Chin Hin Group Berhad (KLSE:CHINHIN) entered into a sale and purchase agreement to acquire 51.4% stake in Chin Hin Group Property Berhad (KLSE:CHGP) ('CHGP') from Divine Inventions Sdn. Bhd. ('Divine'), Datuk Seri Chiau and Chiau Haw Choon for MYR 79.5 million on December 28, 2020. As part of the agreement, Chin Hin will acquire 176.6 million shares at MYR 0.45 per share and 37.6 million warrants at MYR 0.25 per warrant. The consideration shall be satisfied wholly by way of cash. Divine will sell 116.6 million shares and 2.8 million warrants for MYR 53.17 million, Datuk Seri Chiau will sell 52.14 million shares and 34.77 million warrants for MYR 32.16 million and Chiau Haw Choon will sell 7.9 million shares for MYR 3.5 million. Sellers will exit the target through the deal and buyer will increase it's holding from 0% to 51.4% through the deal. In a related deal, Chin Hin proposes to undertake bonus issue of up to 278.19 million new ordinary shares in Chin Hin, on the basis of 1 bonus share for every 2 ordinary shares in Chin Hin. Consideration will be funded via a combination of internally generated funds, bank borrowings and fund-raising exercise, the proportions will be determined later after taking into consideration Chin Hin group's gearing level, interest costs and cash reserves. The proceeds raised from the proposed private placement will be utilized to partially finance the proposed acquisition. Chin Hin will be obliged to undertake a mandatory take-over offer for all the remaining Chin Hin Group Property shares and warrants not already owned by Chin Hin and parties acting in concert with it upon completion of the Proposed Acquisition. However, Chin Hin has obtained an exemption from mandatory offer obligation.

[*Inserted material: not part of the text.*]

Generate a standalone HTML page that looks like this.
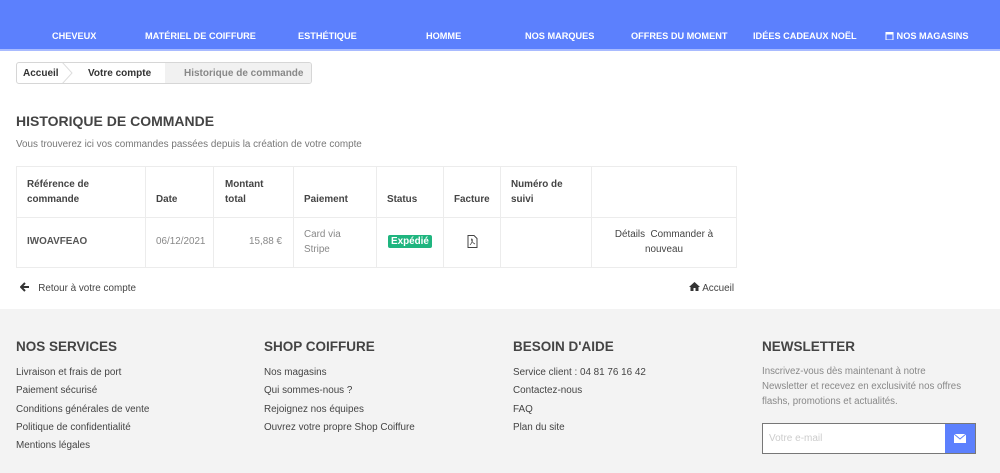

The acquisition is subject to clearance by Bursa Securities of the circular to shareholders to be issued by Chin Hin, approval by shareholders of Chin Hin, any other relevant authorities if required and satisfactory due diligence findings on CHGP by Chin Hin. Board and Audit Committee of Chin Hin is of the opinion that the acquisition is in the best interest of the Chin Hin. As of January 25, 2021, M&A Securities Sdn Bhd announced that the additional listing application for the Proposals has been submitted to Bursa Malaysia Securities Berhad. The acquisition is expected to be completed by the first quarter of year 2021. On May 24, 2021, companies agreed to extend the conditional period of the agreement to June 30, 2021. On June 16, 2021, SC approved the extension of time up to September 23, 2021. On June 28, 2021, M&A Securities wishes to announce that all the conditions precedents in the SPA have been fulfilled, and the SPA has become unconditional on June 28, 2021. On July 26, 2021, On behalf of the Board, M&A Securities wishes to announce that Chin Hin and the Vendors agreed to extend the Completion Period of the SPA to September 28, 2021. Upon completion of the proposed acquisition, Chin Hin will be able to consolidate the financial results of CHGP and the Group expects that it will contribute positively to the long-term future earnings and earnings per share of the Group. Strategic Capital Advisory Sdn. Bhd. and M&A Securities Sdn. Bhd. acted as a financial advisor to Chin Hin.